Larangan terkait ormas yang tak boleh melakukan tugas aparat penegak hukum itu selaras dengan pernyataan Kapolda DIY Brigadir Jenderal Polisi Ahmad Dofiri yang mengatakan bahwa setiap ormas tidak memiliki hak atau kewenangan untuk melakukan sweeping atau tindakan paksa lainnya.
Sweeping adalah tugas penegak hukum. Kepolisian atau Satpol PP. Satpol PP dibentuk untuk menegakkan Peraturan Daerah (Perda). Salah satu kewenangannya adalah melakukan tindakan penertiban terhadap warga masyarakat, aparatur atau badan hukum yang melakukan pelanggaran terhadap Perda.
"Kalau ada sweeping [dari ormas] tentu akan kami tindak tegas. Masyarakat atau ormas manapun tidak boleh melakukan itu," kata dia.
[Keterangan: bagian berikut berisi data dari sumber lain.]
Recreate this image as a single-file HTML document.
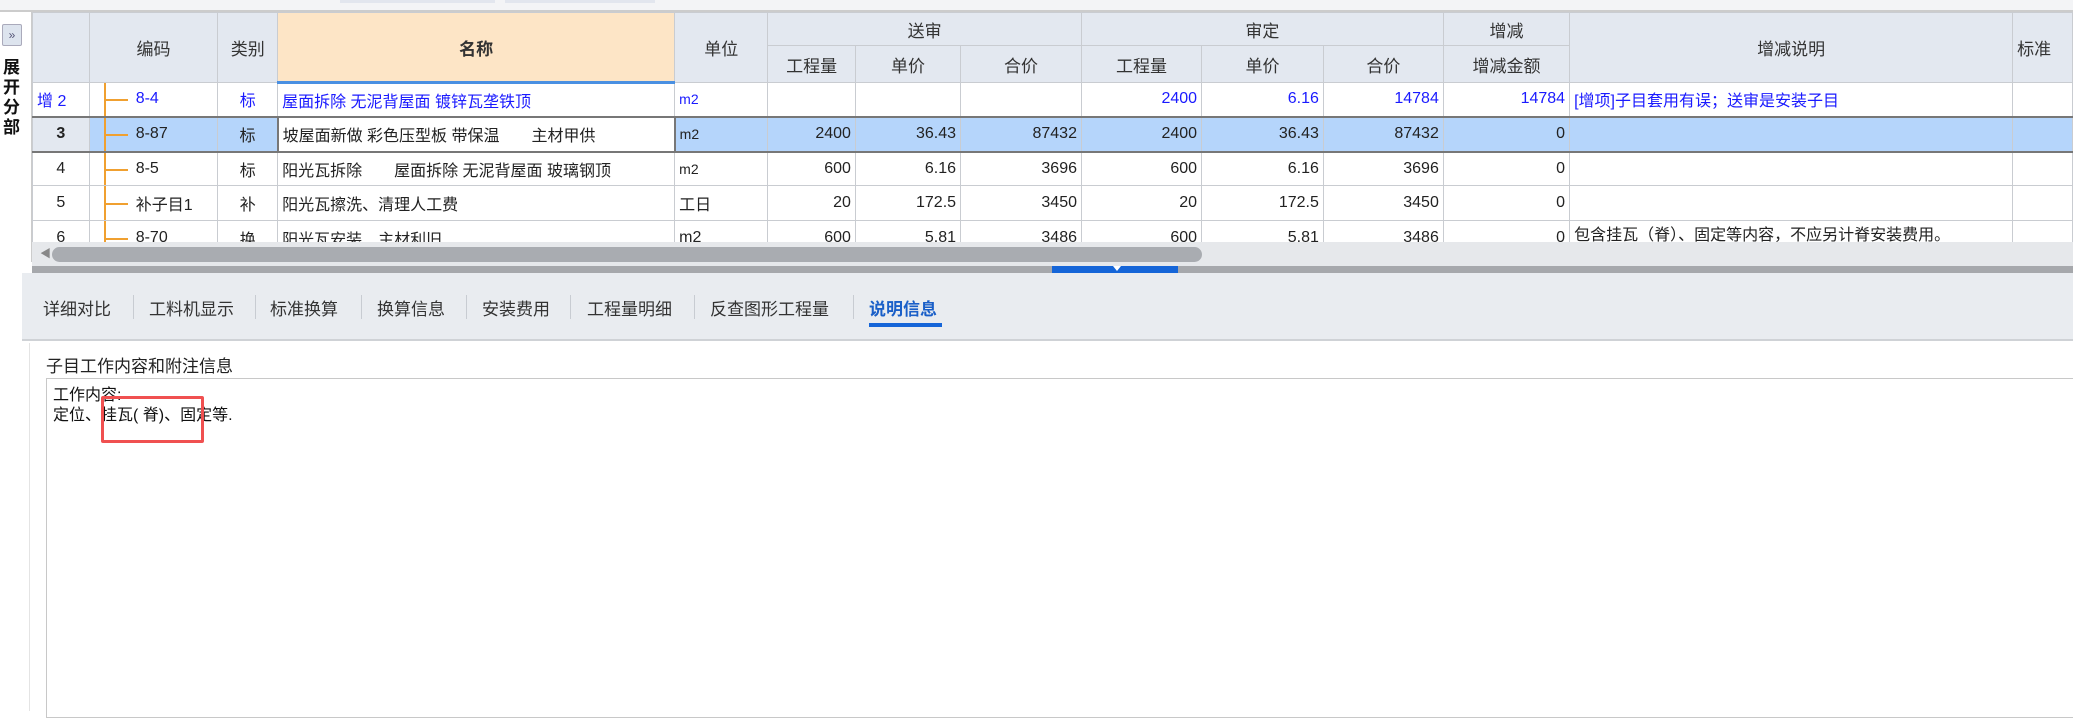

Hal yang sama juga diungkapkan oleh Dosen Ilmu Hukum dari Universitas Gadjah Mada Yogyakarta, Muhammad Fatahillah Akbar mengungkapkan bahwa upaya paksa pada dasarnya adalah tugas dari pihak kepolisian dan Satpol jika terjadi pelanggaran terhadap perda atau aturan setempat. Namun, ormas dapat berperan dalam mengawasi masyarakat tanpa melakukan tindakan sewenang-wenang atau main hakim sendiri saat mendapati adanya pelanggaran oleh masyarakat setempat.
“Sebaiknya ormas jika melihat kejahatan melaporkan kepada pihak berwajib. Kerja sama dengan pihak berwajib,” ujar Fatahillah kepada Tirto.
Namun jika ada ormas yang tetap “bandel” dan melanggar peraturan yang ada dengan terus melakukan “paksa” maka menurut Fatahillah, ormas itu dapat ditindak sesuai dengan aturan atau hukum yang berlaku. Pada pasal 61 dari UU tentang Ormas, dijelaskan bahwa ormas yang melanggar aturan atau ketentuan yang ada dapat diberi sanksi berupa peringatan tertulis, penghentian bantuan, penghentian sementara kegiatan atau mencabut surat keterangan terdaftar atau mencabut status badan hukum.
Hingga kini isu sweeping masih santer terdengar. Tak jarang warga menjadi resah karena aksi main hakim sendiri oleh ormas. Pembubaran ormas yang ingin melakukan sweeping geng motor di Depok menegaskan bahwa masih ada ormas yang melakukan hal yang menjadi kewenangan aparat negara.